Dar un mayor peso a los salarios –y, por lo tanto, al consumo en la formación de la demanda agregada- contribuiría a la corrección de uno de los desequilibrios macroeconómicos que en mayor medida amenazan el funcionamiento y la sostenibilidad de la zona euro: la convivencia de grandes superávits y déficits por cuenta corriente. La activación de la demanda en los países del norte por la vía de aumento de los salarios (y del gasto público) ayudaría a aminorar el superávit alemán (y de las otras economías excedentarias) al aumentar las importaciones, reduciendo, en paralelo, las exportaciones, y a la corrección del déficit de la economía española (y de las otras economías periféricas) al ampliarse los mercados donde colocar nuestros bienes y servicios.
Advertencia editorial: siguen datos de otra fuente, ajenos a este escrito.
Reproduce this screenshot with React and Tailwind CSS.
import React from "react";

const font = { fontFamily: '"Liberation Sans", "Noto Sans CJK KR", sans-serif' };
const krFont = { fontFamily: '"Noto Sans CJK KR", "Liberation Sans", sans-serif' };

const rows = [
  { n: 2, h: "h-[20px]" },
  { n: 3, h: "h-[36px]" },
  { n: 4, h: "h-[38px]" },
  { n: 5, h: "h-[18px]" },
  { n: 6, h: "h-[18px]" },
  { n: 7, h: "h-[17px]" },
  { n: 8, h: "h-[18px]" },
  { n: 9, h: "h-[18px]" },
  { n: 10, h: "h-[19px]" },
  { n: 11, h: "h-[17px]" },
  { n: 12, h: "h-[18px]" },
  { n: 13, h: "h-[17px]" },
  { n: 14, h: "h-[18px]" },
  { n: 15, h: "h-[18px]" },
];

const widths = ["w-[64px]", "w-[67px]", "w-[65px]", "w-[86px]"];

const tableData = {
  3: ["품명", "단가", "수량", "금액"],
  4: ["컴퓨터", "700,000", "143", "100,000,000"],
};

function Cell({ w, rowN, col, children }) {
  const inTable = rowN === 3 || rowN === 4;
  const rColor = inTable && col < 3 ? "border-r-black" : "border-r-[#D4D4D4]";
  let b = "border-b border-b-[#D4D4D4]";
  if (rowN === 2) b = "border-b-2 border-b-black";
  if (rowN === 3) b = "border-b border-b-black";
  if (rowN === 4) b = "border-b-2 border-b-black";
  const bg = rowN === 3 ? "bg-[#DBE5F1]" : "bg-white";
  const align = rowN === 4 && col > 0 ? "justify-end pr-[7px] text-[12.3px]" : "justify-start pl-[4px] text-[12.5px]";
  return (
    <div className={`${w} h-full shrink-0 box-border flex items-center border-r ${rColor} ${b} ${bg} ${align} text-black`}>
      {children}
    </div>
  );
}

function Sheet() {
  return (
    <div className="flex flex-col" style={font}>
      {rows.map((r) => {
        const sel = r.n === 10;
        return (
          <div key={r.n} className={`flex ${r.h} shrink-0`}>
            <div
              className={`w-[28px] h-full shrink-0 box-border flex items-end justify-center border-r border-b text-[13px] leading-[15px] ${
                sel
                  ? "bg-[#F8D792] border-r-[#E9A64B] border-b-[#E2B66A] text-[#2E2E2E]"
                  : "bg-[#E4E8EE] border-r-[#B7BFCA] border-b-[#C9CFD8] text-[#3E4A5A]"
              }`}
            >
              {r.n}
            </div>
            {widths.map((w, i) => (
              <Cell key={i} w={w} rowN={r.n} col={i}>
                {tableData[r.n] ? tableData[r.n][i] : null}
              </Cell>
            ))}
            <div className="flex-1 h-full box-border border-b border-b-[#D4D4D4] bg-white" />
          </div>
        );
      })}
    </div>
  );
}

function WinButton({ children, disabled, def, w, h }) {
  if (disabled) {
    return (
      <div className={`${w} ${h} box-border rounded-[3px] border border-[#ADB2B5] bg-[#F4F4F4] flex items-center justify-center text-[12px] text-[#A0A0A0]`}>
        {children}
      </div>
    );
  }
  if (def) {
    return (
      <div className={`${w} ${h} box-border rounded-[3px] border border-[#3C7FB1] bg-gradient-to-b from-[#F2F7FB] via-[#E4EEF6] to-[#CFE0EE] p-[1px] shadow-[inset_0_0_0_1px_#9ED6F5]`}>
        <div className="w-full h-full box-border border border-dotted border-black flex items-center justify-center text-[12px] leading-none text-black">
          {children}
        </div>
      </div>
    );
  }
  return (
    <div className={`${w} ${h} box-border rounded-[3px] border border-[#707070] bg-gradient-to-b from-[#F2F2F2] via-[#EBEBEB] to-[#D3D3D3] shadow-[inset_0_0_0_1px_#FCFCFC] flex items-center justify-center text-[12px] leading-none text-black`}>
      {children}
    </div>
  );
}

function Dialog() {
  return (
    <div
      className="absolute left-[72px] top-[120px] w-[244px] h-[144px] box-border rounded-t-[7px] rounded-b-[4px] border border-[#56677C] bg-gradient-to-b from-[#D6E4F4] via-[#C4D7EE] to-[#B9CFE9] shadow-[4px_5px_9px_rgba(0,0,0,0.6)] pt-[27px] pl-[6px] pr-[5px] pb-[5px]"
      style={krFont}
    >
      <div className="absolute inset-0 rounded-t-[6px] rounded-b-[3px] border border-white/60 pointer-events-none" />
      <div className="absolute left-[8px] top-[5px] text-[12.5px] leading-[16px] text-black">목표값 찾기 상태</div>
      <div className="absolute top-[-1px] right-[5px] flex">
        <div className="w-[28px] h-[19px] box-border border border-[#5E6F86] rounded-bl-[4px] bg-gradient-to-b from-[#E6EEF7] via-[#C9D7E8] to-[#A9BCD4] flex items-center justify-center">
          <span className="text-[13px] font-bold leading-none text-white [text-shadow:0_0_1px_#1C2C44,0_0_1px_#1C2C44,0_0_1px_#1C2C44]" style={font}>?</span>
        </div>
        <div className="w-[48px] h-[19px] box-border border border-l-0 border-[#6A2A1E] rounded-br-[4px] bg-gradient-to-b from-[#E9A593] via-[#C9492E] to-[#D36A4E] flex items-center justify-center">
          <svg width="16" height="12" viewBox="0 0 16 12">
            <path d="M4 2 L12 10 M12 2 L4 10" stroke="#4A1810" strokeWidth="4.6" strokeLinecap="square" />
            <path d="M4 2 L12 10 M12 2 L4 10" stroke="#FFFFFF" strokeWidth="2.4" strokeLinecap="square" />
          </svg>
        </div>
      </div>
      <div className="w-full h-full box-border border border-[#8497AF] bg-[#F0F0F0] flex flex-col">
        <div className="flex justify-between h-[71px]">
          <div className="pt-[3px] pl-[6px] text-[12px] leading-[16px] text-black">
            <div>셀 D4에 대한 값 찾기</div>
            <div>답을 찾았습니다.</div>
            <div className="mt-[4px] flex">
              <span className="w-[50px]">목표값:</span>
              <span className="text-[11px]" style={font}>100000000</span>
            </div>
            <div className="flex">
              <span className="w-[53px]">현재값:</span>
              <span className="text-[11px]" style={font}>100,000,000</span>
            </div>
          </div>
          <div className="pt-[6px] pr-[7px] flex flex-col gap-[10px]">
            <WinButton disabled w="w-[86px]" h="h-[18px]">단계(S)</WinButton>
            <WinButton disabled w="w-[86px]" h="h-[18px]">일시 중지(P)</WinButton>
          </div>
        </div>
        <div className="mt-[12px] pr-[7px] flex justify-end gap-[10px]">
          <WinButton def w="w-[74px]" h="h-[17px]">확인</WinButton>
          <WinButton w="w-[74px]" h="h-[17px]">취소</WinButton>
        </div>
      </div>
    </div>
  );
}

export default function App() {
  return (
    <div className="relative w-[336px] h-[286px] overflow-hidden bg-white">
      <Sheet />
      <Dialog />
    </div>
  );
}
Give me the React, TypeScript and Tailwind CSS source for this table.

Hasta ahora las administraciones públicas han sido un actor más –muy destacado, por cierto- del proceso de precarización laboral. En ese viraje salarial que necesita nuestra economía tienen que desempeñar un nuevo y activo papel, promoviendo un nuevo marco de relaciones laborales, aumentando el salario mínimo, reforzando la inspecciones de trabajo e incorporando en los pliegues de contratación de servicios con las empresas privadas cláusulas que impidan la modificación a la baja de las condiciones laborales de sus trabajadores. En un sentido más amplio, otra política salarial (y ocupacional) deberá comprometer al sector público en una acción legislativa orientada a la reducción de la jornada de trabajo y de la edad de jubilación, al reparto del trabajo reproductivo con criterios de género, y, por supuesto, a la reestructuración y modernización del tejido productivo desde unas coordenadas de sostenibilidad y de transición ecoenergética.